Grumpy Posted September 12, 2012 Posted September 12, 2012 I use SSD and mine is frankly too busy to use anything else. If you have a large space requirement, just plain 7.2k drives may be your only solution at a budget. But if you don't need a lot of space, which I'd expect most forums to. Something like 80~120GB SSD is no more expensive than 1TB drive (SSD is now roughly 1GB/USD vs 7.2k is now roughly 10GB/USD). I also see a lot of hosting companies provide ssds swap of similar to above for no extra charge. Though of course, this isn't that common. Especially large and slow to change companies will still charge zounds for SSDs. Now, if you try to only get enterprise ssd (which statistically isn't much more reliable than consumer ssd, at least for intel), price sure does jump a lot. Many still don't trust consumer SSDs as much (as I do), so they do often opt for a more reliable enterprise ssd should an ssd become a need. I've done a heavy soft raid 10 before. It performs okay, but in the case of a failure, the rebuild takes a really long time under soft raid. When pushed to extreme, it does not perform as well as something like soft raid 0 or 1. It will consume a fair amount of CPU if your disks are too slow and causing cpu waits. But when it comes to hardware vs software raid, there's one key thing to consider b4 ruling one better than the other. Is it a high end raid card with BBU? or a low end? High end raid card with BBU (which naturally also has write caches) perform very good because of write caches. It's sorta like having a mini-ssd in front of the disks so that it can handle heavy small writes very well. If you look at low end raid card, I personally believe they're worthless piece of crap because soft almost always out does it in performance to price ratio -- like you said, just get a better cpu. On the question of, how better is ssd on raid 1 than something like 4 disk raid 10 7.2k drives? A freaking lot. sequential write wise, it's not much better, if at all. In random seek and write, it's not even worth comparing b/c we're looking at 75~100 IOPS per disk on 7.2k vs 100k for SSD per disk. Quite literally a 1000 better. If you're just coming off of a VPS, you most likely don't need an SSD. Though, the point I make with price is, is there a desire for such? :tongue:
bikedorkseattle Posted September 12, 2012 Author Posted September 12, 2012 The problem is our gallery data alone is 100GB, and I anticipate in switching gallery usage will go up substantially since photopost sorta sucks. Would it make sense to run a SSD raid 1 for everything but put gallery data on a raid 1 7.2k drives? Gives us SSD speed for system, db, and site, space to grow for our gallery. We are actually on a dedicated (AMD Opteron 175) single SATA and a VPS for DB. DB is a huge bottleneck right now but our site is slow in general so I'm really looking at improving that to make it as fast as possible. I think I'm just lusting over an SSD more then anything :)

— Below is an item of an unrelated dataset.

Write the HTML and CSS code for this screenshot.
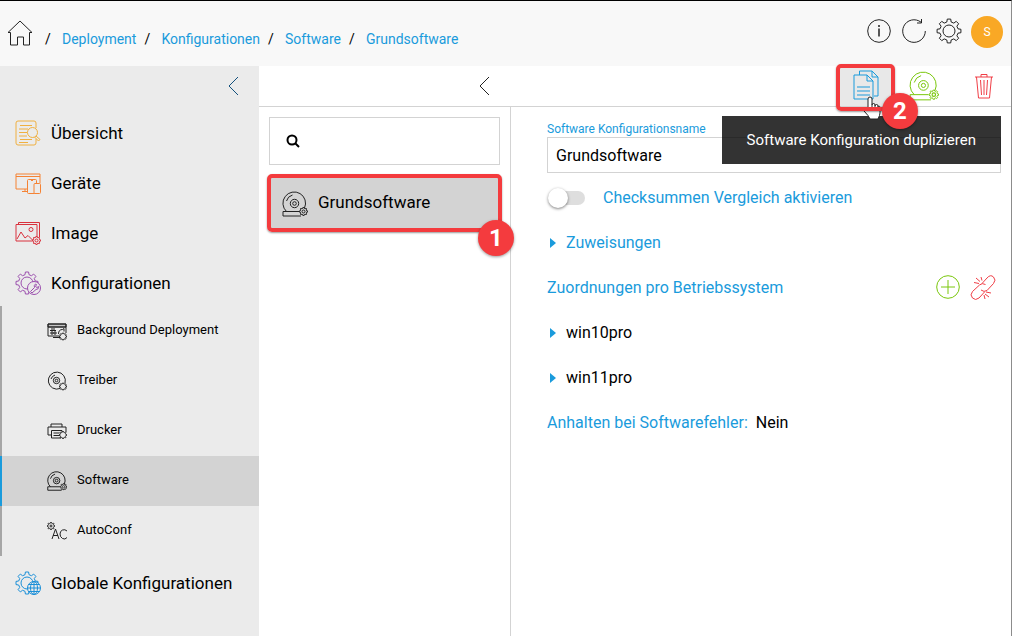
FILE: index.html
```html
<!DOCTYPE html>
<html lang="de">
<head>
    <meta charset="UTF-8">
    <meta name="viewport" content="width=device-width, initial-scale=1.0">
    <title>Grundsoftware - Software</title>
    <link rel="stylesheet" href="styles.css">
</head>
<body>
    <!-- shared icon shapes -->
    <svg class="sprite" aria-hidden="true">
        <symbol id="gear" viewBox="-12 -12 24 24">
            <path vector-effect="non-scaling-stroke" d="M-2-8.3L-1.6-11L1.6-11L2-8.3L4.45-7.28L6.65-8.91L8.91-6.65L7.28-4.45L8.3-2L11-1.6L11 1.6L8.3 2L7.28 4.45L8.91 6.65L6.65 8.91L4.45 7.28L2 8.3L1.6 11L-1.6 11L-2 8.3L-4.45 7.28L-6.65 8.91L-8.91 6.65L-7.28 4.45L-8.3 2L-11 1.6L-11-1.6L-8.3-2L-7.28-4.45L-8.91-6.65L-6.65-8.91L-4.45-7.28Z"/>
        </symbol>
        <symbol id="software" viewBox="0 0 26 26">
            <path vector-effect="non-scaling-stroke" d="M4.500 20.500A11.300 11.300 0 1 1 22.500 17M1 20.500H17M1 20.500V25H19"/>
            <circle vector-effect="non-scaling-stroke" cx="12.500" cy="12.500" r="4.200"/>
            <circle vector-effect="non-scaling-stroke" cx="12.500" cy="12.500" r="1.800"/>
            <path vector-effect="non-scaling-stroke" d="M4.500 10A8.500 8.500 0 0 1 10.500 4"/>
            <use href="#gear" x="17" y="16" width="9" height="9"/>
            <circle cx="21.500" cy="20.500" r="1.500"/>
        </symbol>
    </svg>

    <header class="header">
        <nav class="breadcrumb">
            <a href="#" class="home" aria-label="Start">
                <svg class="icon" viewBox="0 0 26 26"><path d="M1 12.500L13 1l12 11.500h-2.500V25h-6v-8h-6v8h-7V12.500z"/></svg>
            </a>
            <span>/</span><a href="#">Deployment</a>
            <span>/</span><a href="#">Konfigurationen</a>
            <span>/</span><a href="#">Software</a>
            <span>/</span><a href="#">Grundsoftware</a>
        </nav>
        <div class="header-actions">
            <button type="button" aria-label="Info">
                <svg class="icon" viewBox="0 0 26 26"><circle cx="13" cy="13" r="11.300"/><path d="M13 10.500v8M13 7v2" stroke-width="1.500"/></svg>
            </button>
            <button type="button" aria-label="Aktualisieren">
                <svg class="icon" viewBox="0 0 26 26"><path d="M24.300 13A11.300 11.300 0 1 1 20 4.200M20.500 1v4h-4.500"/></svg>
            </button>
            <button type="button" aria-label="Einstellungen">
                <svg class="icon" viewBox="0 0 26 26"><use href="#gear" width="26" height="26"/><circle cx="13" cy="13" r="6"/></svg>
            </button>
            <button type="button" class="avatar">S</button>
        </div>
    </header>

    <div class="page">
        <aside class="sidebar">
            <div class="sidebar-top">
                <button type="button" aria-label="Menü einklappen">
                    <svg class="chevron" viewBox="0 0 12 20"><path d="M11 1L2 10l9 9"/></svg>
                </button>
            </div>
            <nav>
                <a href="#" class="nav-item">
                    <svg class="icon yellow" viewBox="0 0 26 26"><path d="M21 8V3q0-2-2-2H3Q1 1 1 3v20q0 2 2 2h16q2 0 2-2v-4M5 5.500h12M4 9h9M4 12.500h8M4 16h8M5 19.500h12M4 22.500h9"/><circle cx="17.500" cy="12.500" r="5"/><path d="M21 16l4 3.500-1.500 1.500-4-4"/></svg>
                    Übersicht
                </a>
                <a href="#" class="nav-item">
                    <svg class="icon orange" viewBox="0 0 26 26"><path d="M12 19H1V4h24v9M1 6.500h24M10 19v2M7 21.500h6"/><rect x="12.500" y="9.500" width="9" height="14" rx="1"/><path d="M16 10.500h2"/><rect class="fill" x="19" y="13.500" width="6.500" height="10" rx="1"/></svg>
                    Geräte
                </a>
                <a href="#" class="nav-item">
                    <svg class="icon red" viewBox="0 0 26 26"><path d="M17 21H1V4.500h21V17M3.500 4.500V2.500h21V17M2 19l4-7 4 6 3-2.500 5 5"/><circle cx="16" cy="9.500" r="2"/><use href="#gear" x="17" y="16" width="9" height="9"/><circle cx="21.500" cy="20.500" r="1.500"/></svg>
                    Image
                </a>
                <a href="#" class="nav-item">
                    <svg class="icon purple" viewBox="0 0 26 26"><use href="#gear" x="0" y="1" width="24" height="24"/><circle cx="12" cy="13" r="6"/><circle class="fill" cx="19" cy="18" r="6.500"/><path d="M15.500 21.500l4-4q-1-2 1-3.500l1 .5-1 2 1.500 1 1.500-1q.5 3-2.500 3l-4 3.500z"/></svg>
                    Konfigurationen
                </a>
                <div class="sub-nav">
                    <a href="#">
                        <svg class="icon" viewBox="0 0 20 20"><path class="shade" d="M1 3h18v3H1z"/><path d="M12 15H1V3h18v9M1 6h18M3 9.500h6M4 8h4M4 11h2v2H4zM7 11h2v2H7zM11.500 13q0-4.500 4-4.500l1.500-1v3M6 16.500h7"/><use href="#gear" x="12" y="11.500" width="8" height="8"/></svg>
                        <span>Background Deployment</span>
                    </a>
                    <a href="#">
                        <svg class="icon" viewBox="0 0 20 20"><path d="M13 17.500A8.500 8.500 0 1 1 18 12M4 8q1-3 4-4"/><circle cx="9.500" cy="9.500" r="3.200"/><circle cx="9.500" cy="9.500" r="1.300"/><use href="#gear" x="12" y="11.500" width="8" height="8"/></svg>
                        <span>Treiber</span>
                    </a>
                    <a href="#">
                        <svg class="icon" viewBox="0 0 20 20"><path d="M4 14H1V6h18v5M4 6V3h11v3M4.500 17V9.500H15V11M4.500 17H14M6.500 12h6M6.500 14.500h6"/><use href="#gear" x="12" y="10" width="8" height="8"/></svg>
                        <span>Drucker</span>
                    </a>
                    <a href="#" class="active">
                        <svg class="icon" viewBox="0 0 20 20"><use href="#software" width="20" height="20"/></svg>
                        <span>Software</span>
                    </a>
                    <a href="#">
                        <svg class="icon" viewBox="0 0 20 20"><use href="#gear" x="0" y="1" width="8" height="8"/><circle cx="4" cy="5" r="1"/><path d="M5 18L8.500 8 12 18M6 14.500h5M20 10q-2-2-4.500-1T13 13t2.500 4.500T20 16.500"/></svg>
                        <span>AutoConf</span>
                    </a>
                </div>
                <a href="#" class="nav-item">
                    <svg class="icon blue" viewBox="0 0 26 26"><use href="#gear" x="0" y="1" width="24" height="24"/><circle cx="12" cy="13" r="6"/><circle class="fill" cx="19" cy="18" r="6.500"/><path d="M12.500 18h13M19 11.500v13M13.500 14.500h11M13.500 21.500h11"/><ellipse cx="19" cy="18" rx="3.500" ry="6.500"/></svg>
                    Globale Konfigurationen
                </a>
            </nav>
        </aside>

        <section class="list">
            <div class="toolbar">
                <button type="button" aria-label="Liste einklappen">
                    <svg class="chevron" viewBox="0 0 12 20"><path d="M11 1L2 10l9 9"/></svg>
                </button>
            </div>
            <div class="list-body">
                <div class="search">
                    <svg viewBox="0 0 14 14"><circle cx="6" cy="6" r="4.500"/><path d="M9.500 9.500L13 13"/></svg>
                    <input type="search" aria-label="Suche">
                </div>
                <button type="button" class="list-item marked">
                    <svg class="icon" viewBox="0 0 26 26"><use href="#software" width="26" height="26"/></svg>
                    Grundsoftware
                    <span class="badge">1</span>
                </button>
            </div>
        </section>

        <main class="detail">
            <div class="toolbar">
                <button type="button" class="copy marked" aria-label="Software Konfiguration duplizieren">
                    <svg class="copy-icon" viewBox="0 0 26 32"><path d="M6.500 5V1H19l6 6v19h-4M19 1v6h6"/><path d="M1 5h13l6 6v18H1zM14 5v6h6M4 17h13M4 21h13M4 25h13"/></svg>
                    <svg class="cursor" viewBox="0 0 18 24"><path d="M5 14V3q0-2 2-2t2 2v6q0-1.500 1.500-1.500T12 9v1q0-1.500 1.500-1.500T15 10v1q0-1 1-1t1 2v5q0 2-2 6H7q-1-3-6-8 0-2 2-1.500zM9 9v4M12 10v3M15 11v3"/></svg>
                    <span class="badge">2</span>
                </button>
                <button type="button" class="package" aria-label="Software">
                    <svg class="icon green" viewBox="0 0 26 26"><use href="#software" width="26" height="26"/></svg>
                </button>
                <button type="button" aria-label="Löschen">
                    <svg class="icon trash" viewBox="0 0 26 26"><path d="M4 4h18M10 4V1.500h6V4M5.500 4l2 21h11l2-21M9.500 7l1 15M13 7v15M16.500 7l-1 15"/></svg>
                </button>
                <div class="tooltip" role="tooltip">Software Konfiguration duplizieren</div>
            </div>
            <form class="detail-body">
                <label class="field-label" for="configName">Software Konfigurationsname</label>
                <input type="text" id="configName" value="Grundsoftware">

                <div class="row">
                    <input type="checkbox" id="checksum" class="switch">
                    <label for="checksum">Checksummen Vergleich aktivieren</label>
                </div>
                <details>
                    <summary class="row">Zuweisungen</summary>
                </details>
                <div class="row">
                    <span class="name">Zuordnungen pro Betriebssystem</span>
                    <button type="button" aria-label="Hinzufügen">
                        <svg class="icon green" viewBox="0 0 26 26"><circle cx="13" cy="13" r="11.300"/><path d="M13 6v14M6 13h14"/></svg>
                    </button>
                    <button type="button" aria-label="Zuordnung lösen">
                        <svg class="icon trash" viewBox="0 0 26 26"><path d="M12 9.500l5-5.500q3.500-4 6.500-1t0 6.500l-6.500 7q-3 2-6-.5M15.500 10.500q-3.500-2-6 .5l-7 6.500q-3 3.500 0 6.500t6.500 0l5.500-6M9 9.500L4 8.500M10 7.500L6 4M12 6.500l-1-3.500M16 18l5 1M15 20l4 3M14 21l1 4"/></svg>
                    </button>
                </div>
                <details>
                    <summary class="row dark">win10pro</summary>
                </details>
                <details>
                    <summary class="row dark">win11pro</summary>
                </details>
                <div class="row">
                    <span>Anhalten bei Softwarefehler:</span>
                    <span class="value">Nein</span>
                </div>
            </form>
        </main>
    </div>
</body>
</html>
```
FILE: styles.css
```css
* {
    box-sizing: border-box;
}

body {
    margin: 0;
    min-height: 100vh;
    display: flex;
    flex-direction: column;
    border-top: 1px solid #000;
    border-right: 1px solid #8c8c8c;
    background: #fff;
    color: #000;
    font-family: Roboto, "Liberation Sans", sans-serif;
    font-size: 16px;
}

a {
    color: #1a9bdc;
    text-decoration: none;
}

button {
    padding: 0;
    border: 0;
    background: none;
    color: inherit;
    font: inherit;
    cursor: pointer;
    display: flex;
    align-items: center;
    justify-content: center;
}

svg {
    display: block;
    flex: none;
    fill: none;
    stroke: #222;
    stroke-linejoin: round;
}

.sprite {
    position: absolute;
    width: 0;
    height: 0;
}

.icon {
    width: 26px;
    height: 26px;
}

.yellow { stroke: #f0b040; }
.orange { stroke: #f58233; }
.red { stroke: #d9303c; }
.purple { stroke: #9b4fae; }
.blue { stroke: #1a8fd8; }
.green { stroke: #7ac70c; }
.trash { stroke: #f03e46; }
.fill { fill: #ebebeb; }
.shade { fill: #c4c4c4; }

/* header */
.header {
    height: 65px;
    padding: 0 8px 0 7px;
    display: flex;
    justify-content: space-between;
    align-items: center;
    background: #f8f8f8;
}

.breadcrumb {
    display: flex;
    align-items: center;
    font-size: 14px;
    padding-top: 10px;
}

.breadcrumb span {
    width: 25px;
    padding-left: 8px;
}

.breadcrumb .home {
    margin: -12px 4px 0 0;
}

.header-actions {
    display: flex;
    align-items: center;
    gap: 9px;
    padding-bottom: 4px;
}

.header-actions .icon {
    margin-bottom: 2px;
}

.avatar {
    width: 32px;
    height: 32px;
    border-radius: 50%;
    background: #f9a825;
    color: #fff;
    font-size: 12px;
}

.page {
    flex: 1;
    display: flex;
}

/* sidebar */
.sidebar {
    width: 259px;
    flex: none;
    background: #ebebeb;
}

.sidebar-top {
    height: 40px;
    padding-right: 20px;
    display: flex;
    align-items: center;
    justify-content: flex-end;
}

.chevron {
    width: 12px;
    height: 20px;
}

.sidebar .chevron {
    stroke: #12507c;
}

.nav-item {
    height: 50px;
    padding: 4px 0 0 15px;
    display: flex;
    align-items: center;
    gap: 10px;
    color: #000;
    font-size: 17px;
}

.sub-nav {
    border-left: 2px solid #a6a6a6;
}

.sub-nav a {
    height: 50px;
    padding-left: 45px;
    display: flex;
    align-items: center;
    gap: 10px;
    color: #000;
    font-size: 13px;
}

.sub-nav a.active {
    margin-left: -2px;
    border-left: 2px solid #1a9bdc;
    background: #d3d3d3;
}

.sub-nav span {
    padding-bottom: 4px;
}

.sub-nav .icon {
    width: 20px;
    height: 20px;
}

/* list of configurations */
.list {
    width: 252px;
    flex: none;
    display: flex;
    flex-direction: column;
}

.toolbar {
    height: 41px;
    flex: none;
    display: flex;
    align-items: center;
    justify-content: flex-end;
    border-bottom: 1px solid #d3d3d3;
    position: relative;
}

.list .toolbar {
    padding-right: 21px;
}

.list-body {
    flex: 1;
    padding: 10px;
    border-right: 1px solid #d3d3d3;
}

.search {
    height: 48px;
    padding: 0 16px;
    display: flex;
    align-items: center;
    gap: 8px;
    border: 1px solid #d3d3d3;
}

.search svg {
    width: 14px;
    height: 14px;
    stroke: #000;
    stroke-width: 2;
}

.search input {
    min-width: 0;
    flex: 1;
    border: 0;
    outline: 0;
    font: inherit;
}

.list-item {
    width: 100%;
    height: 54px;
    margin-top: 11px;
    padding: 0 0 2px 13px;
    justify-content: flex-start;
    gap: 10px;
    background: #d3d3d3;
    font-size: 17px;
}

.list-item .icon {
    margin-top: 4px;
}

/* numbered markers */
.marked {
    position: relative;
}

.marked::after {
    content: "";
    position: absolute;
    inset: -2px;
    border: 4px solid #f43b3e;
    border-radius: 5px;
    box-shadow: 0 1px 2px rgba(0, 0, 0, 0.4);
}

.badge {
    position: absolute;
    z-index: 3;
    right: -14px;
    bottom: -26px;
    width: 36px;
    height: 36px;
    border-radius: 50%;
    background: #f43b3e;
    box-shadow: 0 1px 3px rgba(0, 0, 0, 0.4);
    color: #fff;
    font-size: 24px;
    font-weight: 700;
    line-height: 36px;
    text-align: center;
}

/* detail */
.detail {
    flex: 1;
    min-width: 0;
}

.detail .toolbar {
    padding-right: 14px;
}

.copy {
    width: 55px;
    height: 40px;
    background: #e8e8e8;
    z-index: 2;
}

.copy.marked::after {
    bottom: -5px;
    z-index: 2;
}

.copy .badge {
    right: -25px;
    bottom: -23px;
}

.copy-icon {
    width: 26px;
    height: 32px;
    stroke: #1a9bdc;
}

.cursor {
    position: absolute;
    left: 25px;
    top: 30px;
    width: 18px;
    height: 24px;
    fill: #fff;
}

.package {
    margin: 0 32px 0 16px;
}

.package .icon {
    width: 30px;
    height: 30px;
}

.tooltip {
    position: absolute;
    z-index: 1;
    top: 50px;
    right: 10px;
    padding: 0 25px;
    background: rgba(0, 0, 0, 0.8);
    color: #fff;
    font-size: 15px;
    line-height: 48px;
}

.detail-body {
    padding: 14px 10px 0 36px;
    color: #1a9bdc;
}

.field-label {
    display: block;
    font-size: 12px;
    line-height: 16px;
}

.detail-body input[type="text"] {
    display: block;
    width: 100%;
    height: 36px;
    margin-bottom: 2px;
    padding: 0 8px;
    border: 1px solid #d3d3d3;
    font: inherit;
}

.row {
    height: 45px;
    display: flex;
    align-items: center;
}

.row .name {
    flex: 1;
}

.row button {
    margin: 0 0 2px 9px;
}

.row .trash {
    margin-right: 5px;
}

.value {
    margin-left: 8px;
    color: #000;
}

.dark {
    color: #000;
}

summary {
    list-style: none;
    cursor: pointer;
}

summary::before {
    content: "";
    margin: 0 10px 0 3px;
    border-left: 6px solid #1a9bdc;
    border-top: 5px solid transparent;
    border-bottom: 5px solid transparent;
}

.switch {
    appearance: none;
    position: relative;
    width: 34px;
    height: 14px;
    margin: 0 18px 0 4px;
    border-radius: 7px;
    background: #dedede;
}

.switch::before {
    content: "";
    position: absolute;
    left: -3px;
    top: -3px;
    width: 20px;
    height: 20px;
    border-radius: 50%;
    background: #fff;
    box-shadow: 0 1px 3px rgba(0, 0, 0, 0.5);
}

.switch:checked::before {
    left: 17px;
}
```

Feld0 Posted September 12, 2012 Posted September 12, 2012 There is virtually no comparison in performance between SSD's and hard drives. A basic Intel SSD will outdo four 15k RPM SAS drives in RAID10 any day of the week without breaking a sweat. But likewise, there is virtually no comparison between the two as far as cost per GB goes. If you have tons of data outside of the database, in the filesystem, putting it on SSD's doesn't make much sense. I ended up getting a custom dedicated server built that combines the best of both worlds - two Intel SSD's and two 7.2k RPM Western Digital hard drives. The SSD's and hard drives are both in software RAID1, which provides redundancy and performs admirably without a costly hardware RAID card. cPanel, the OS, all applications, Minecraft servers, and MySQL's databases live on the SSD array; but my /home directory is mapped to the hard drive array. This way, databases respond at blinding speed while an enormous amount of cheap storage is available for everything else. 32 GB of RAM, a hand-tuned MySQL config that uses a huge chunk of it, and a Xeon E3 are the cherry on top. :)
bikedorkseattle Posted September 12, 2012 Author Posted September 12, 2012 Feld0, thanks for sharing your config, that seems like a good option for our gallery intensive site.
Dmacleo Posted September 12, 2012 Posted September 12, 2012 my bottleneck seem to be disc speed although it, right now, not a huge issue for me. running 2 7200 500gb sata3 as raid1 with 500gb drive for backups...when I get off my butt and point backups to it. raid is from the board built in raid controller (I forget specs now) and the speed difference from no raid to raid1 like that was not noticeable on my end. if possible ssd is way to go IMHO, faster and less power draw. when possible I will be changing but will be a bit.
Aussie Cable Posted September 16, 2012 Posted September 16, 2012 We use SSD in RAID 1 and have 7.2k's for backup Not sure if that helps or not, but that is what we use.
maddog107_merged Posted September 18, 2012 Posted September 18, 2012 4x512gb SSD in RAID5 on an LSI controller. Spent way too much time trying to optimize, at the end of the day my time was worth more then the cost of the disks and the controller.